Zaman dulu cerita mudik kita biasa diwarnai dengan masalah calo tiket kereta. Ulah para calo tiket ini memang menyebalkan sekali. Saya termasuk salah satu korbannya.
Susah membuktikan mereka bekerjasama dengan ‘orang dalam’, tapi faktanya penjualan tiket di loket begitu cepat habis, padahal antrian panjang mengular.
Di saat semua orang butuh tiket kereta mau mudik atau arus balik, berkeliaran lah para calo tiket menawarkan tiket. Tentu hargannya jauh lebih tinggi, sampai dua tiga kali lipat dari aslinya.
Calon penumpang hanya bisa misuh-misuh sendiri, tinggal pilih, mau teruskan perjalanan atau balik kanan grak.
Jelas sangat tidak mungkin calo ini bekerja secara individu, pasti berjamaah alias ada mafianya.
Lucunya penjualan tiket liar lewat calo ini sebegitu maraknya, sementara dimana-mana dipasang spanduk himbauan jangan beli tiket lewat calo.
Teman saya bilang bahwa yang pasang spanduk itu justru para calo. Sengaja dipasang agar terkesan upaya pemberantasan calo tiket kelihatan sudah dilakukan. Buktinya spanduknya ada dimana-mana tuh.

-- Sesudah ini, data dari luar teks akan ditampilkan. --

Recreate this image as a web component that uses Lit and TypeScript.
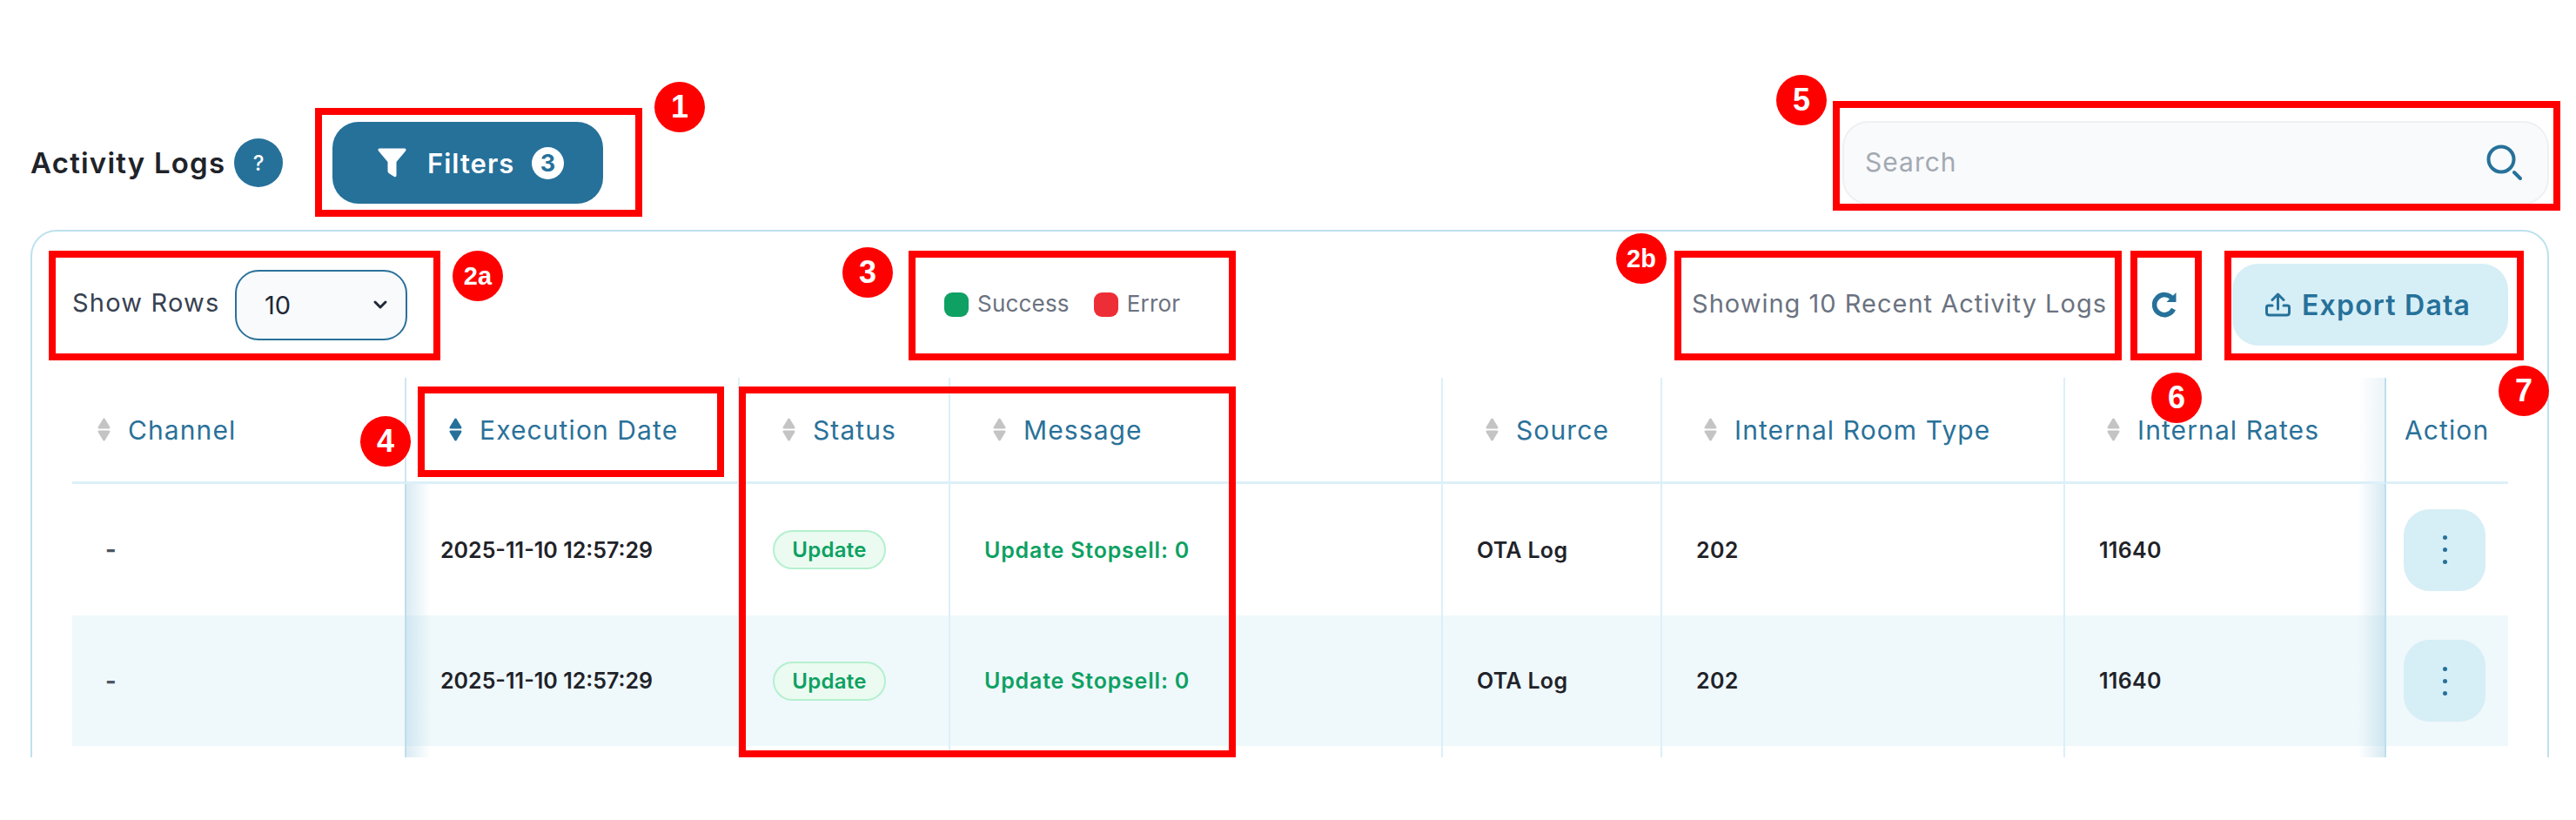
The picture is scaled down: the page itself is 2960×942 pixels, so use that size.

Kesannya bukan tidak ada tindakan, tapi belum maksimal. Padahal sebenarnya praktek percaloan tiket tetap jalan terus dengan aman dan lancar jaya.
Dan begitulah, banyak orang terpaksa jadi korban pemerasan para calo tiket. Uang yang mereka dapat dengan peras keringat banting tulang, ludes dijarah mafia calo tiket.
Itulah sekelumit kisah duka dari lembar sejarah zaman Jahiliyah perkereta-apian kita dulu.
* * *
Bagaimana lantas calo tiket akhirnya bisa lenyap?
Prosesnya pasti berbelit dan kompleks, tapi yang ingin saya soroti dalam hal ini ketika ada keseriusan dari managemen sendiri.
Pembenahan dilakukan secara menyeluruh, tidak tambal sulam dan sistem penjualan tiket yang jadul itu pun 100% diganti total.
Kebetulan juga pas kita sudah masuk zaman online. Maka dibuatlah pola bahwa calon pembeli tiket tidak perlu datang ke stasiun sekedar untuk mengantri tiket semalaman di depan loket. Cukup pesan online dari rumah saja.
Dengan cara itu, kesempatan pertemuan fisik antara calon pembeli tiket dengan para calo tidak terjadi. Stasiun KA tidak lagi menjual tiket, semua tiket hanya bisa dibeli secara online dua tiga bulan sebelumnya.
Jadi ngapain juga kita cari tiket ke stasiun. Tinggal para calonya bengong, kok sepi nggak ada yang beli tiket. Pada kemana orang ya? Datang-datang sudah pada punya tiket semua? Plonga-plongo saja tuh para calo kebingungan.
Tambah lagi semua stasiun KA dibuat steril dari siapapun. Yang boleh masuk ke peron hanya penumpang yang punya tiket dan sudah jam keberangkatan. Itu pun nama di tiketnya harus seusai nama di KTP. Para pengantar dan penjemput hanya boeh sampai pintu masuk stasiun.
Degan begitu, nyaris semua celah yang biasa dimanfaatkan mafia dan para calo sama sekali tertutup rapat tanpa celah sedikit pun.
Meski pas puncak musim mudik, tapi suasana stasiun KA tetap lengang, tertib dan kondusif. Tidak ada lagi pemandangan naik ke atap gerbong. Juga tidak ada lagi nggandul kereta nembak di tempat ke kondektur.
Tidak ada lagi pedagang asongan dan pengamen keluar masuk gerbong penumpang di tengah malam.